_Aim_
Reproduce all the lines below exactly and omit the images.

_Provided data_
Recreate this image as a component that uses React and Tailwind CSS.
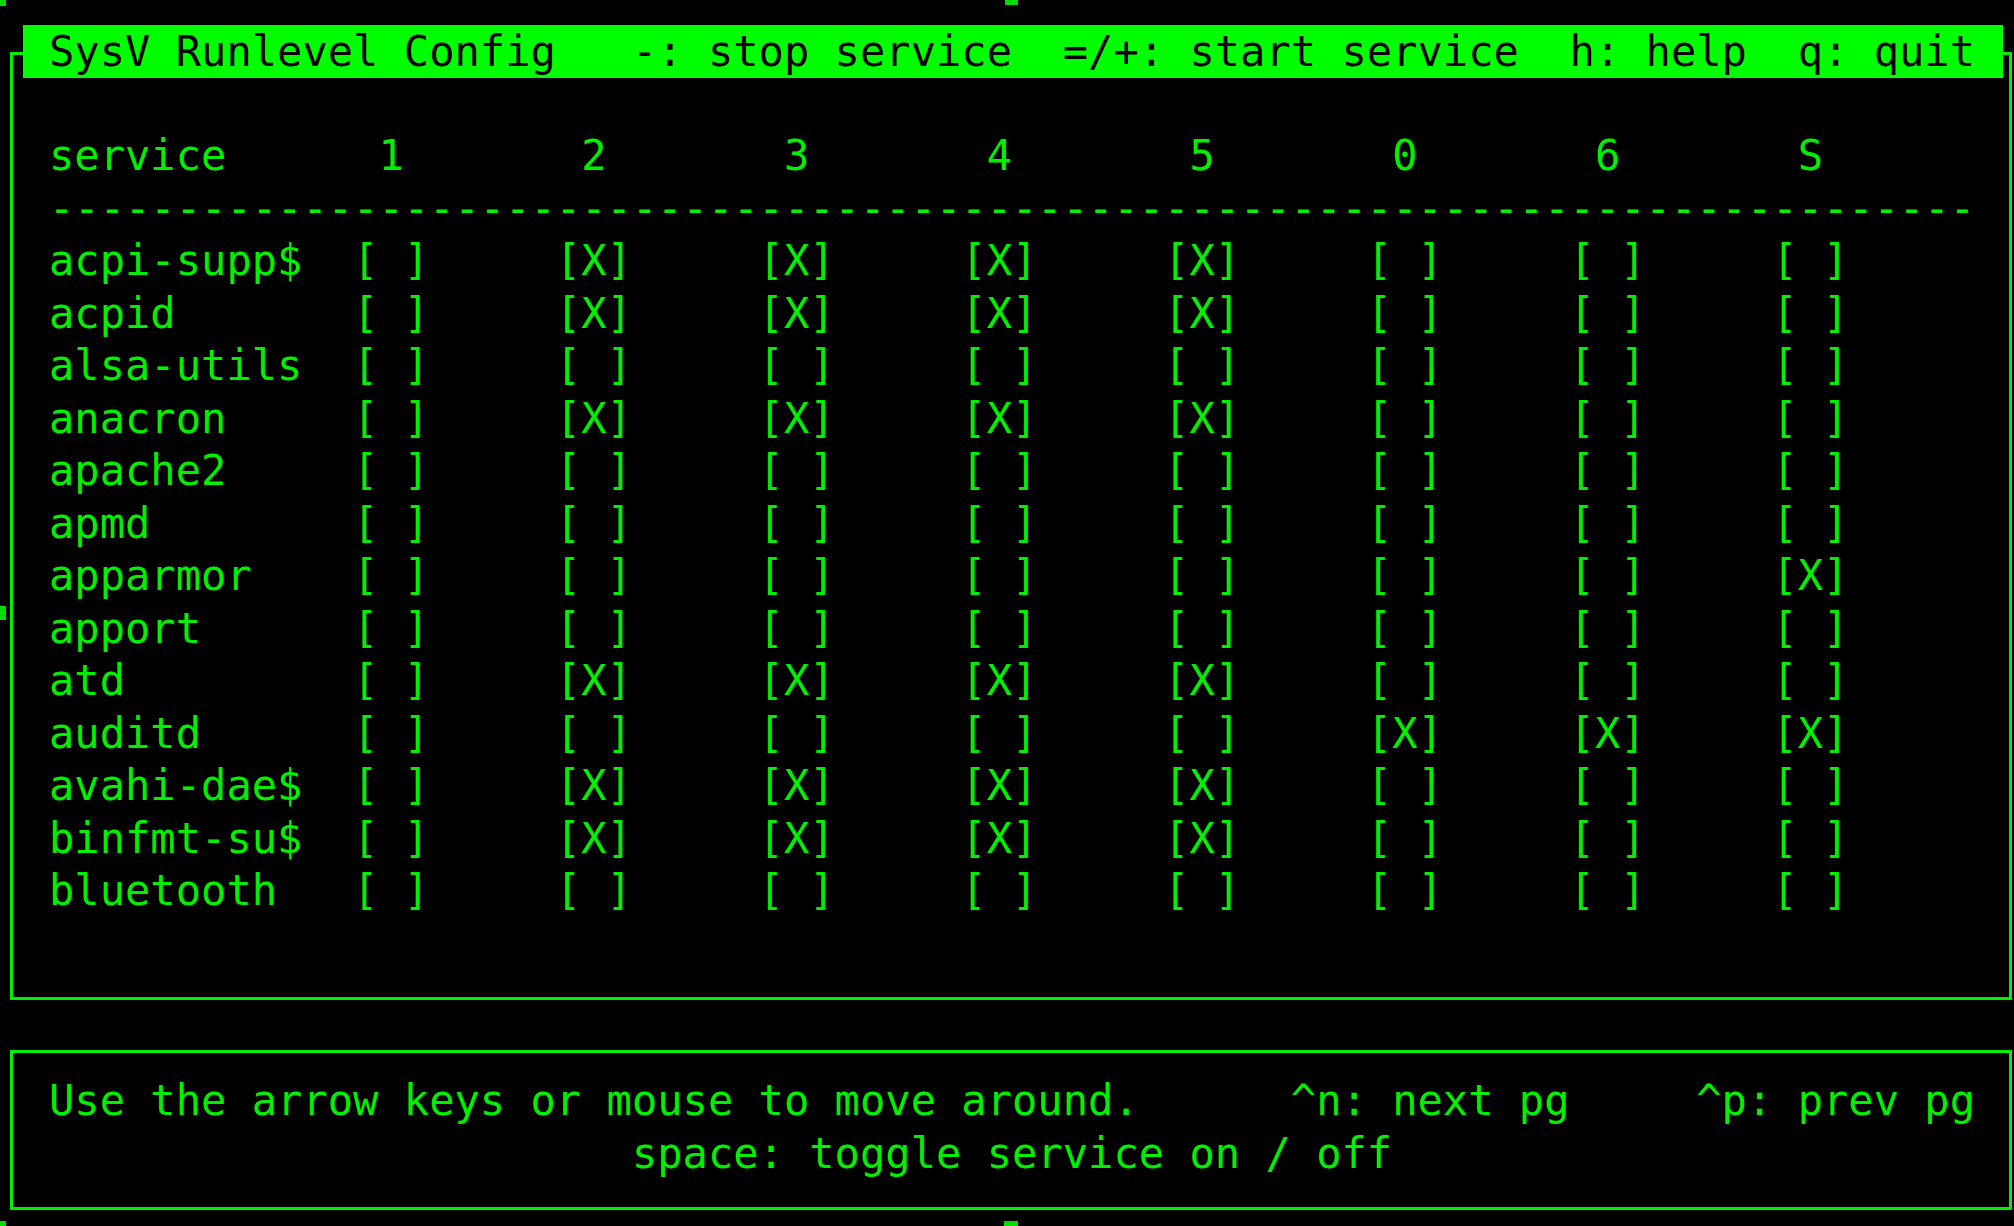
import React from 'react';

const LEVELS = ['1', '2', '3', '4', '5', '0', '6', 'S'];

// on/off for levels 1 2 3 4 5 0 6 S
const SERVICES = [
  ['acpi-supp$', [0, 1, 1, 1, 1, 0, 0, 0]],
  ['acpid', [0, 1, 1, 1, 1, 0, 0, 0]],
  ['alsa-utils', [0, 0, 0, 0, 0, 0, 0, 0]],
  ['anacron', [0, 1, 1, 1, 1, 0, 0, 0]],
  ['apache2', [0, 0, 0, 0, 0, 0, 0, 0]],
  ['apmd', [0, 0, 0, 0, 0, 0, 0, 0]],
  ['apparmor', [0, 0, 0, 0, 0, 0, 0, 1]],
  ['apport', [0, 0, 0, 0, 0, 0, 0, 0]],
  ['atd', [0, 1, 1, 1, 1, 0, 0, 0]],
  ['auditd', [0, 0, 0, 0, 0, 1, 1, 1]],
  ['avahi-dae$', [0, 1, 1, 1, 1, 0, 0, 0]],
  ['binfmt-su$', [0, 1, 1, 1, 1, 0, 0, 0]],
  ['bluetooth', [0, 0, 0, 0, 0, 0, 0, 0]],
];

const header = 'service'.padEnd(13) + LEVELS.map((l) => l.padEnd(8)).join('');
const dashes = '-'.repeat(76);

function Line({ children, className = '' }) {
  return (
    <div className={`h-[52.5px] leading-[52.5px] whitespace-pre ${className}`}>{children}</div>
  );
}

export default function App() {
  const footer1 =
    'Use the arrow keys or mouse to move around.'.padEnd(49) +
    '^n: next pg'.padEnd(16) +
    '^p: prev pg';
  const footer2 = ' '.repeat(23) + 'space: toggle service on / off';

  return (
    <div
      className="relative w-[2014px] h-[1226px] overflow-hidden bg-black flex flex-col text-[42.1px] text-[#00f000]"
      style={{ fontFamily: '"DejaVu Sans Mono", "Liberation Mono", monospace' }}
    >
      {/* edge marks of the terminal window */}
      <div className="absolute left-0 top-0 w-[6px] h-[6px] bg-[#00dd00]" />
      <div className="absolute left-[1005px] top-0 w-[13px] h-[5px] bg-[#00dd00]" />
      <div className="absolute left-0 top-[606px] w-[6px] h-[14px] bg-[#00dd00]" />
      <div className="absolute left-0 top-[1221px] w-[6px] h-[5px] bg-[#00dd00]" />
      <div className="absolute left-[1004px] top-[1221px] w-[14px] h-[5px] bg-[#00dd00]" />

      {/* main window */}
      <div className="relative ml-[10px] mt-[52px] w-[2002px] h-[948px] shrink-0 border-[3px] border-[#00f000] pl-[36px] pt-[75px]">
        <div className="absolute left-[10px] top-[-30px] w-[1980px] h-[53px] bg-[#00ff00] text-black pl-[26px] leading-[53px] whitespace-pre">
          {'SysV Runlevel Config   -: stop service  =/+: start service  h: help  q: quit'}
        </div>

        <Line>{header}</Line>
        <Line>{dashes}</Line>
        {SERVICES.map(([name, on]) => (
          <Line key={name}>
            {name.padEnd(12) + on.map((v) => (v ? '[X]' : '[ ]').padEnd(8)).join('')}
          </Line>
        ))}
      </div>

      {/* help window */}
      <div className="ml-[10px] mt-[50px] w-[2002px] h-[160px] shrink-0 border-[3px] border-[#00f000] pl-[36px] pt-[22px]">
        <Line>{footer1}</Line>
        <Line>{footer2}</Line>
      </div>
    </div>
  );
}
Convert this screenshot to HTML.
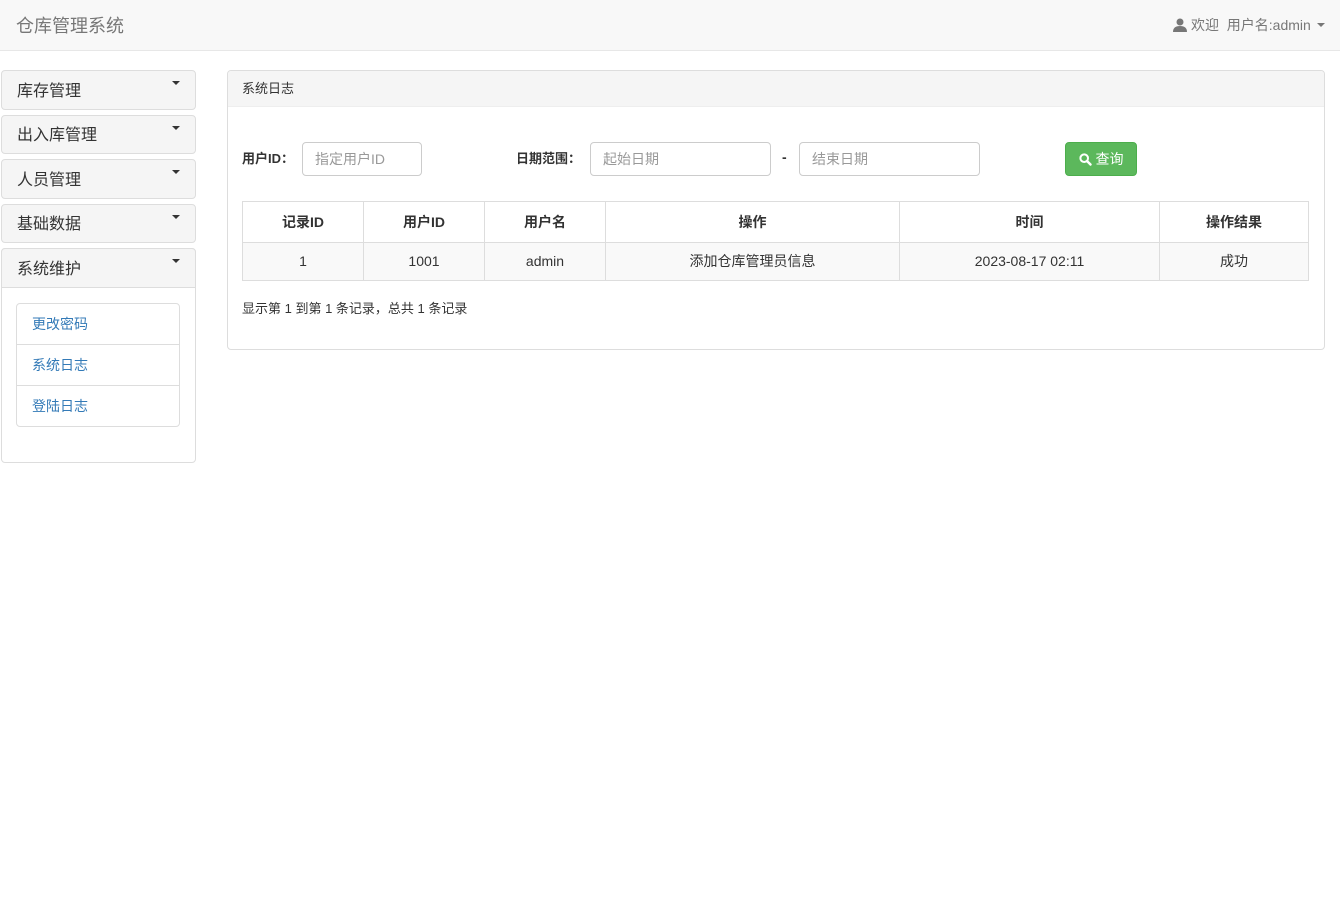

_Solution to this task_
Recreate this image as a component that uses React and Tailwind CSS.
import React from 'react';

const LEVELS = ['1', '2', '3', '4', '5', '0', '6', 'S'];

// on/off for levels 1 2 3 4 5 0 6 S
const SERVICES = [
  ['acpi-supp$', [0, 1, 1, 1, 1, 0, 0, 0]],
  ['acpid', [0, 1, 1, 1, 1, 0, 0, 0]],
  ['alsa-utils', [0, 0, 0, 0, 0, 0, 0, 0]],
  ['anacron', [0, 1, 1, 1, 1, 0, 0, 0]],
  ['apache2', [0, 0, 0, 0, 0, 0, 0, 0]],
  ['apmd', [0, 0, 0, 0, 0, 0, 0, 0]],
  ['apparmor', [0, 0, 0, 0, 0, 0, 0, 1]],
  ['apport', [0, 0, 0, 0, 0, 0, 0, 0]],
  ['atd', [0, 1, 1, 1, 1, 0, 0, 0]],
  ['auditd', [0, 0, 0, 0, 0, 1, 1, 1]],
  ['avahi-dae$', [0, 1, 1, 1, 1, 0, 0, 0]],
  ['binfmt-su$', [0, 1, 1, 1, 1, 0, 0, 0]],
  ['bluetooth', [0, 0, 0, 0, 0, 0, 0, 0]],
];

const header = 'service'.padEnd(13) + LEVELS.map((l) => l.padEnd(8)).join('');
const dashes = '-'.repeat(76);

function Line({ children, className = '' }) {
  return (
    <div className={`h-[52.5px] leading-[52.5px] whitespace-pre ${className}`}>{children}</div>
  );
}

export default function App() {
  const footer1 =
    'Use the arrow keys or mouse to move around.'.padEnd(49) +
    '^n: next pg'.padEnd(16) +
    '^p: prev pg';
  const footer2 = ' '.repeat(23) + 'space: toggle service on / off';

  return (
    <div
      className="relative w-[2014px] h-[1226px] overflow-hidden bg-black flex flex-col text-[42.1px] text-[#00f000]"
      style={{ fontFamily: '"DejaVu Sans Mono", "Liberation Mono", monospace' }}
    >
      {/* edge marks of the terminal window */}
      <div className="absolute left-0 top-0 w-[6px] h-[6px] bg-[#00dd00]" />
      <div className="absolute left-[1005px] top-0 w-[13px] h-[5px] bg-[#00dd00]" />
      <div className="absolute left-0 top-[606px] w-[6px] h-[14px] bg-[#00dd00]" />
      <div className="absolute left-0 top-[1221px] w-[6px] h-[5px] bg-[#00dd00]" />
      <div className="absolute left-[1004px] top-[1221px] w-[14px] h-[5px] bg-[#00dd00]" />

      {/* main window */}
      <div className="relative ml-[10px] mt-[52px] w-[2002px] h-[948px] shrink-0 border-[3px] border-[#00f000] pl-[36px] pt-[75px]">
        <div className="absolute left-[10px] top-[-30px] w-[1980px] h-[53px] bg-[#00ff00] text-black pl-[26px] leading-[53px] whitespace-pre">
          {'SysV Runlevel Config   -: stop service  =/+: start service  h: help  q: quit'}
        </div>

        <Line>{header}</Line>
        <Line>{dashes}</Line>
        {SERVICES.map(([name, on]) => (
          <Line key={name}>
            {name.padEnd(12) + on.map((v) => (v ? '[X]' : '[ ]').padEnd(8)).join('')}
          </Line>
        ))}
      </div>

      {/* help window */}
      <div className="ml-[10px] mt-[50px] w-[2002px] h-[160px] shrink-0 border-[3px] border-[#00f000] pl-[36px] pt-[22px]">
        <Line>{footer1}</Line>
        <Line>{footer2}</Line>
      </div>
    </div>
  );
}
Convert this screenshot to HTML.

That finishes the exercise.